O SR. EDUARDO SIQUEIRA CAMPOS (PFL - TO. Como Líder. Sem revisão do orador) - Sr. Presidente, Srªs e Srs. Senadores, ocupo o horário da Liderança do meu Partido, o Partido da Frente Liberal, para trazer a nossa expectativa, o nosso sentimento e a nossa certeza de que a Nação brasileira está suficientemente madura para, transcorrido o dia amanhã, chegar à conclusão de que a manifestação terá sido uma contribuição. Esta marcha deve trazer o sentimento do povo brasileiro, das milhões de vozes, de vidas e de destinos que entregaram ao Presidente Fernando Henrique Cardoso a responsabilidade da condução da Nação brasileira por quatro anos.  
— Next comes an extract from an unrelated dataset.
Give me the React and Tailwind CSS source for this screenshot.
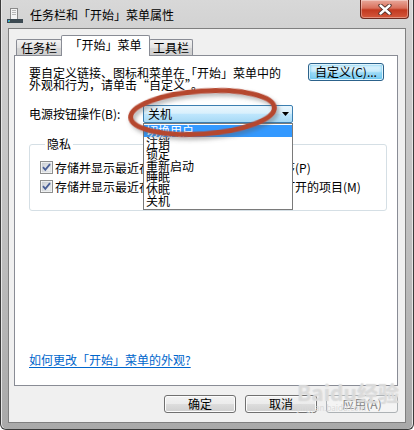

Se estiver ali o verdadeiro espírito do povo brasileiro e se a verdadeira voz do povo se fizer presente por meio dos sindicatos, das entidades representativas dos mais diversos segmentos, o recado ao Presidente será que o povo quer mudanças, o povo quer uma condução firme e o povo quer solução, mas acima de tudo que o povo quer respeito à Constituição.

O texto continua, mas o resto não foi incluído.